Nicholas St. Fleur intended to follow in the footsteps of his parents and enter the medical field. He planned to study biology and attend medical school.
But during his freshman year at Cornell University, in 2010, a 7.0-magnitude earthquake hit his parents’ home country of Haiti. No one close to him was affected, but the scale of the destruction rattled him.
“That earthquake changed me,” Mr. St. Fleur, 23, said. “It opened my eyes. I thought, I want to be a reporter. I want to be able to captivate people through the stories.”

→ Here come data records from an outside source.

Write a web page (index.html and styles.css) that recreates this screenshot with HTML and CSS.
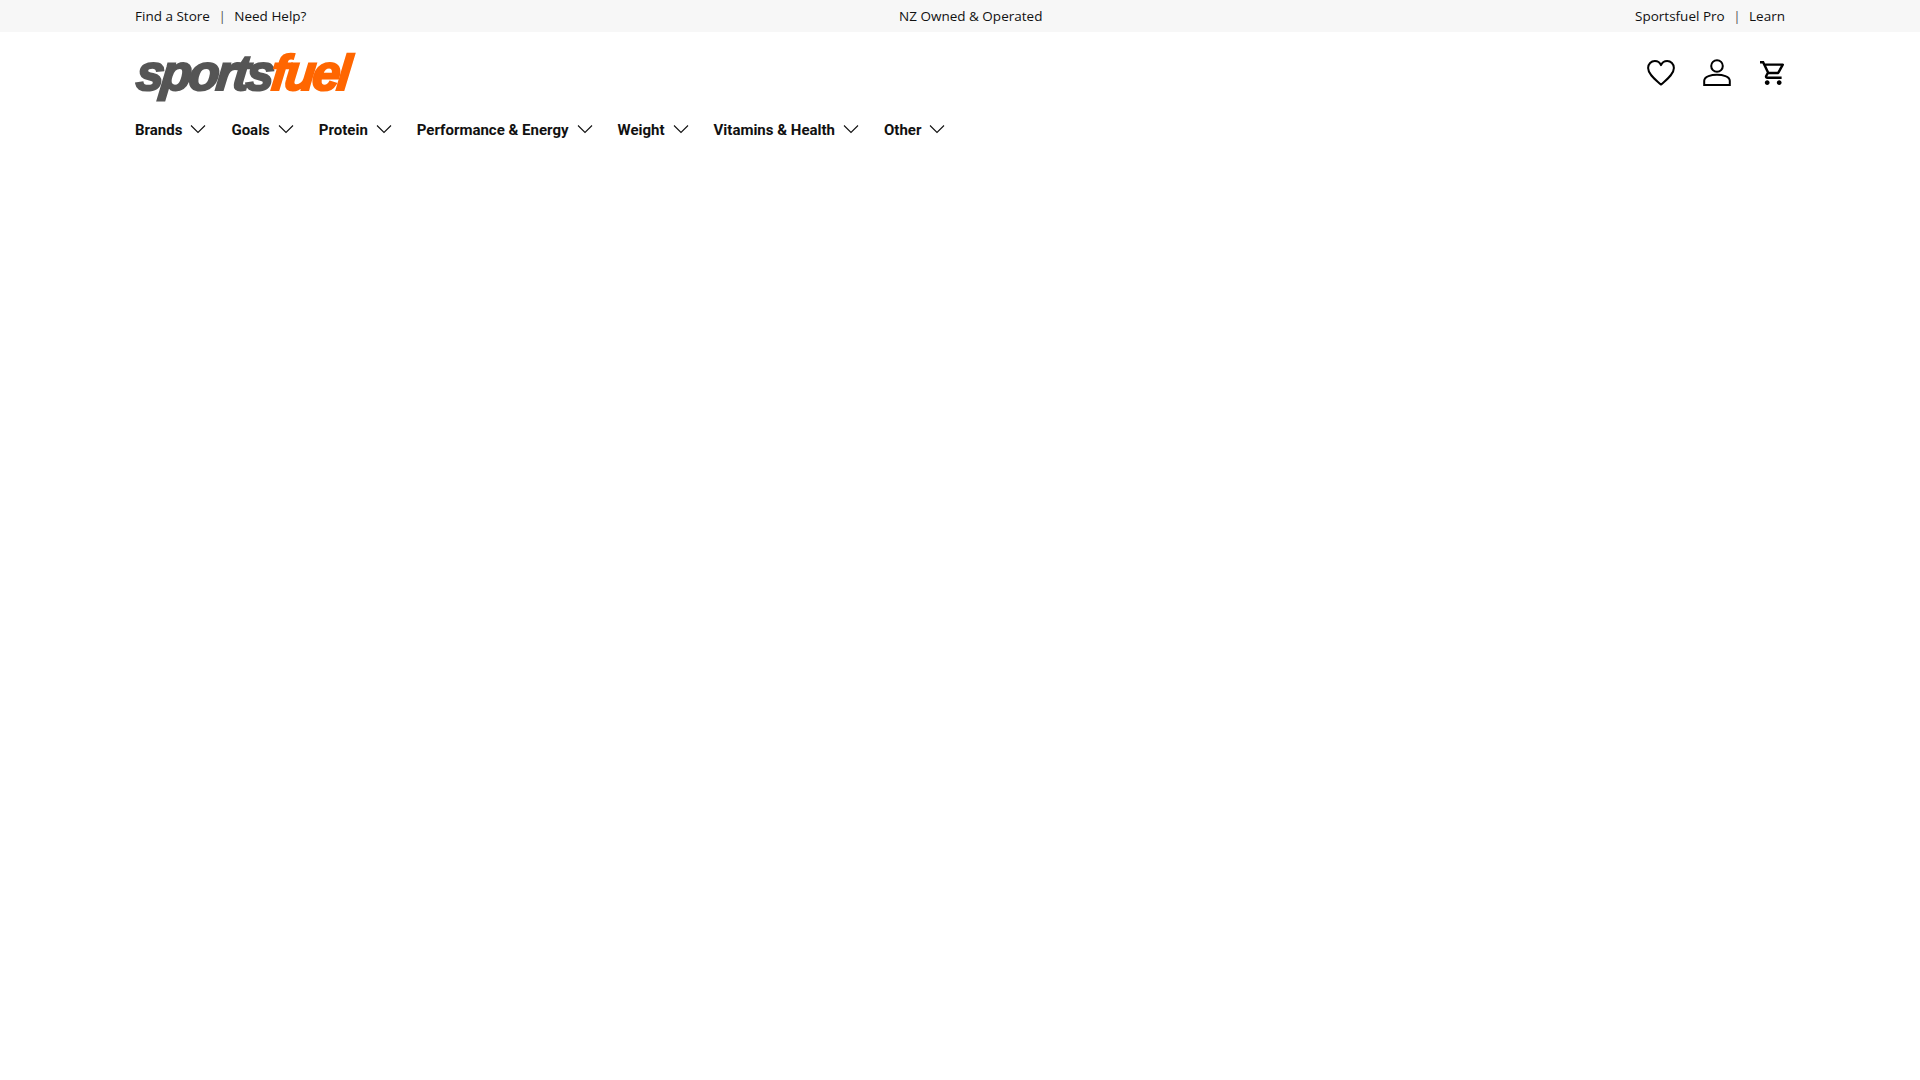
FILE: index.html
```html
<!DOCTYPE html>
<html lang="en">
<head>
<meta charset="utf-8">
<title>Sportsfuel</title>
<link rel="stylesheet" href="styles.css">
</head>
<body>
<div class="topbar">
  <div class="wrap topbar-row">
    <div class="links"><a>Find a Store</a><span class="sep">|</span><a>Need Help?</a></div>
    <div>NZ Owned &amp; Operated</div>
    <div class="links"><a>Sportsfuel Pro</a><span class="sep">|</span><a>Learn</a></div>
  </div>
</div>
<header class="wrap">
  <div class="main-row">
    <a class="logo"><span class="logo-a">sports</span><span class="logo-b">fuel</span></a>
    <div class="icons">
      <svg class="ico-heart" viewBox="0 0 28 26" fill="none" stroke="#000" stroke-width="2" stroke-linejoin="round"><path d="M14 24.600C9 20 1.100 14.500 1.100 8C1.100 4 4.200 1.100 7.800 1.100C10.500 1.100 13 2.800 14 5.200C15 2.800 17.500 1.100 20.200 1.100C23.800 1.100 26.900 4 26.900 8C26.900 14.500 19 20 14 24.600Z"/></svg>
      <svg class="ico-user" viewBox="0 0 28 27" fill="none" stroke="#000" stroke-width="2"><circle cx="14" cy="7" r="5.800"/><path d="M1.200 26V21.800C1.200 17.300 8.500 15.700 14 15.700S26.800 17.300 26.800 21.800V26Z"/></svg>
      <svg class="ico-cart" viewBox="1 2 20 20"><path d="M15.550 13c.75 0 1.410-.41 1.750-1.030l3.580-6.490A.996.996 0 0 0 20.010 4H5.210l-.94-2H1v2h2l3.600 7.590-1.350 2.440C4.520 15.370 5.480 17 7 17h12v-2H7l1.100-2h7.450zM6.160 6h12.150l-2.760 5H8.530L6.160 6zM7 18c-1.100 0-1.990.9-1.990 2S5.900 22 7 22s2-.9 2-2-.9-2-2-2zm10 0c-1.100 0-1.990.9-1.990 2s.89 2 1.990 2 2-.9 2-2-.9-2-2-2z"/></svg>
    </div>
  </div>
  <nav class="nav">
    <a class="nav-item">Brands<svg class="chev" viewBox="0 0 16 10"><path d="M1 1.500 8 8.500l7-7"/></svg></a>
    <a class="nav-item">Goals<svg class="chev" viewBox="0 0 16 10"><path d="M1 1.500 8 8.500l7-7"/></svg></a>
    <a class="nav-item">Protein<svg class="chev" viewBox="0 0 16 10"><path d="M1 1.500 8 8.500l7-7"/></svg></a>
    <a class="nav-item">Performance &amp; Energy<svg class="chev" viewBox="0 0 16 10"><path d="M1 1.500 8 8.500l7-7"/></svg></a>
    <a class="nav-item">Weight<svg class="chev" viewBox="0 0 16 10"><path d="M1 1.500 8 8.500l7-7"/></svg></a>
    <a class="nav-item">Vitamins &amp; Health<svg class="chev" viewBox="0 0 16 10"><path d="M1 1.500 8 8.500l7-7"/></svg></a>
    <a class="nav-item">Other<svg class="chev" viewBox="0 0 16 10"><path d="M1 1.500 8 8.500l7-7"/></svg></a>
  </nav>
</header>
</body>
</html>
```
FILE: styles.css
```css
* { box-sizing: border-box; }
html, body { margin: 0; height: 100%; background: #fff; }
body { font-family: "Open Sans", sans-serif; color: #111; }
.wrap { padding: 0 135px; }
.topbar { height: 32px; background: #f7f7f7; font-size: 13.500px; line-height: 32px; }
.topbar-row { display: flex; justify-content: space-between; }
.links { display: flex; }
.sep { margin: 0 8.500px; color: #555; }
.main-row { height: 83px; display: flex; justify-content: space-between; align-items: center; }
.logo { display: block; height: 50px; margin-bottom: 2px; font-family: "Liberation Sans", sans-serif; font-weight: 700; font-style: italic; font-size: 50px; line-height: 50px; letter-spacing: -3px; white-space: nowrap; transform: skewX(-6deg); transform-origin: 0 85%; }
.logo-a { color: #555; -webkit-text-stroke: 2.200px #555; }
.logo-b { color: #ff6600; -webkit-text-stroke: 2.200px #ff6600; }
.icons { display: flex; align-items: center; margin-bottom: 2px; }
.ico-heart { width: 28px; height: 26px; display: block; margin-right: 28px; }
.ico-user { width: 28px; height: 27px; display: block; margin-right: 29px; }
.ico-cart { width: 24px; height: 24px; display: block; margin-right: 1px; }
.nav { display: flex; gap: 25px; height: 30px; align-items: center; font-family: Roboto, sans-serif; font-weight: 700; font-size: 15px; color: #111; }
.nav-item { display: flex; align-items: center; gap: 8px; }
.chev { width: 16px; height: 10px; margin-bottom: 2px; fill: none; stroke: #111; stroke-width: 1.100; }
```
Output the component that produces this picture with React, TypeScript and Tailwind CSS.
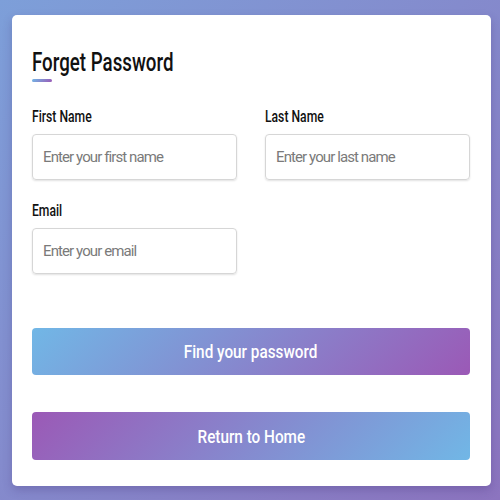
import React from 'react';

const font = "font-['Roboto','Liberation_Sans',sans-serif]";

const Field = ({ label, placeholder }: { label: string; placeholder: string }) => (
  <div className="flex flex-col">
    <label className="h-[22px] text-[16px] leading-[22px] font-medium text-[#111]">
      <span className="inline-block origin-left scale-x-[0.76]">{label}</span>
    </label>
    <input
      type="text"
      placeholder={placeholder}
      className="mt-[6px] h-[46px] rounded-[4px] border border-[#d6d6d6] px-[10px] text-[15px] tracking-[-0.9px] text-[#333] shadow-[0_1px_2px_rgba(0,0,0,0.12)] outline-none placeholder:text-[#7a7a7a]"
    />
  </div>
);

export default function App() {
  return (
    <div
      className={`h-[500px] w-[500px] overflow-hidden bg-[linear-gradient(135deg,#7d9fd9,#8c74bf)] pl-[12px] pt-[15px] ${font}`}
    >
      <div className="h-[471px] w-[479px] rounded-[5px] bg-white pl-[20px] pr-[21px] pt-[34px] shadow-[0_4px_10px_rgba(60,40,110,0.25)]">
        <h1 className="h-[26px] text-[26px] leading-[26px] font-medium text-[#111]">
          <span className="inline-block origin-left scale-x-[0.72]">Forget Password</span>
        </h1>
        <div className="mt-[4px] h-[3px] w-[20px] rounded-full bg-[linear-gradient(135deg,#71b7e6,#9b59b6)]" />

        <div className="mt-[24px] grid grid-cols-[205px_205px] gap-x-[28px] gap-y-[20px]">
          <Field label="First Name" placeholder="Enter your first name" />
          <Field label="Last Name" placeholder="Enter your last name" />
          <Field label="Email" placeholder="Enter your email" />
        </div>

        <button className="mt-[54px] flex h-[47px] w-[438px] items-center justify-center rounded-[4px] bg-[linear-gradient(135deg,#71b7e6,#9b59b6)] text-[18px] font-medium text-white">
          <span className="inline-block scale-x-[0.85]">Find your password</span>
        </button>
        <button className="mt-[37px] flex h-[48px] w-[438px] items-center justify-center rounded-[4px] bg-[linear-gradient(135deg,#9b59b6,#71b7e6)] text-[18px] font-medium text-white">
          <span className="inline-block scale-x-[0.85]">Return to Home</span>
        </button>
      </div>
    </div>
  );
}
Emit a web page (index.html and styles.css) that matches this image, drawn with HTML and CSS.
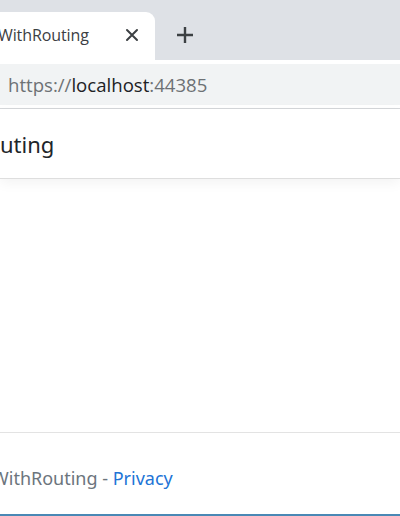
FILE: index.html
```html
<!DOCTYPE html>
<html lang="en">
<head>
    <meta charset="UTF-8">
    <meta name="viewport" content="width=device-width, initial-scale=1.0">
    <title>WithRouting</title>
    <link rel="stylesheet" href="styles.css">
</head>
<body>
    <div class="window">
        <div class="tabstrip">
            <div class="tab">
                <span class="tab-title">WithRouting</span>
                <svg class="tab-close" width="14" height="14" viewBox="0 0 14 14">
                    <path d="M2 2 L12 12 M12 2 L2 12" stroke="#3c4043" stroke-width="2" stroke-linecap="round"/>
                </svg>
            </div>
            <div class="new-tab">
                <svg width="20" height="20" viewBox="0 0 20 20">
                    <path d="M10 2 V18 M2 10 H18" stroke="#3c4043" stroke-width="2.4"/>
                </svg>
            </div>
        </div>

        <div class="toolbar">
            <div class="omnibox">
                <span class="url-dim">https://</span><span class="url-host">localhost</span><span class="url-dim">:44385</span>
            </div>
        </div>

        <div class="page">
            <header class="navbar">
                <span class="brand">uting</span>
            </header>

            <main class="content"></main>

            <footer class="footer">
                <span class="footer-text">WithRouting - <a href="#">Privacy</a></span>
            </footer>
        </div>
    </div>
</body>
</html>
```

FILE: styles.css
```css
* {
    box-sizing: border-box;
    margin: 0;
    padding: 0;
}

html, body {
    height: 100%;
    overflow: hidden;
}

body {
    font-family: "Open Sans", "Noto Sans", Arial, sans-serif;
    background-color: #fff;
}

.window {
    display: flex;
    flex-direction: column;
    height: 100%;
    border-bottom: 2px solid #4a88b5;
}

/* browser chrome */
.tabstrip {
    height: 60px;
    background-color: #dee1e6;
    display: flex;
    align-items: flex-end;
    flex-shrink: 0;
}

.tab {
    width: 155px;
    height: 48px;
    background-color: #fff;
    border-radius: 0 9px 0 0;
    display: flex;
    align-items: center;
    justify-content: space-between;
    padding-right: 16px;
    padding-bottom: 2px;
}

.tab-title {
    font-size: 16px;
    color: #3c4043;
    margin-left: -2px;
    letter-spacing: -0.1px;
}

.new-tab {
    width: 60px;
    height: 48px;
    display: flex;
    align-items: center;
    justify-content: center;
    padding-bottom: 2px;
}

.toolbar {
    background-color: #fff;
    padding: 4px 0 3px;
    border-bottom: 1px solid #d5d7da;
    flex-shrink: 0;
}

.omnibox {
    height: 41px;
    background-color: #f1f3f4;
    display: flex;
    align-items: center;
    padding-left: 8px;
    font-size: 18.6px;
}

.url-dim {
    color: #6d7175;
}

.url-host {
    color: #202124;
}

/* page */
.page {
    flex: 1;
    display: flex;
    flex-direction: column;
    font-family: "Noto Sans", "Open Sans", Arial, sans-serif;
}

.navbar {
    height: 70px;
    display: flex;
    align-items: center;
    border-bottom: 1px solid #dedede;
    box-shadow: 0 4px 12px rgba(0,0,0,0.05);
    padding-top: 1px;
}

.brand {
    font-size: 22px;
    color: #212529;
}

.content {
    flex: 1;
}

.footer {
    height: 82px;
    border-top: 1px solid #e3e3e3;
    display: flex;
    align-items: center;
    padding-top: 8px;
}

.footer-text {
    font-size: 18px;
    color: #6c757d;
    margin-left: -8px;
}

.footer-text a {
    color: #2174d6;
    text-decoration: none;
}
```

Mr. St. Fleur, a native of Long Island, N.Y., signed up for a communications class that focused on science, the environment and health. He received an A on his first reporting assignment and that was the moment, he said, when he realized that he could turn writing into a career.
The next summer, Mr. St. Fleur participated in a weeklong science journalism boot camp at Shoals Marine Laboratory on Appledore Island, M.E., led by Carl Zimmer, science columnist at The New York Times.
“This class was tougher than organic chemistry,” he said.
When Mr. St. Fleur returned in the fall, he joined his school newspaper, The Cornell Daily Sun. He went from staff reporter to science editor by his junior year.
He did his first science journalism internship at Science Magazine in Washington during the summer of the Mars Rover landing and the discovery of the Higgs Boson particle.
In 2013, Mr. St. Fleur received his bachelor’s degree in biology with a minor in communications. He also worked on completing a certificate in science communication from the University of California Santa Cruz Science Communication Program.
Mr. St. Fleur’s dream is to become a science editor at a newspaper or science news outlet. After he finishes at The New York Times Student Journalism Institute, he will work at the NPR science desk in Washington.
“I want to be in a position where I am immersed and surrounded by science,” he said. “I like how the things I’m covering are coming from all over the world.”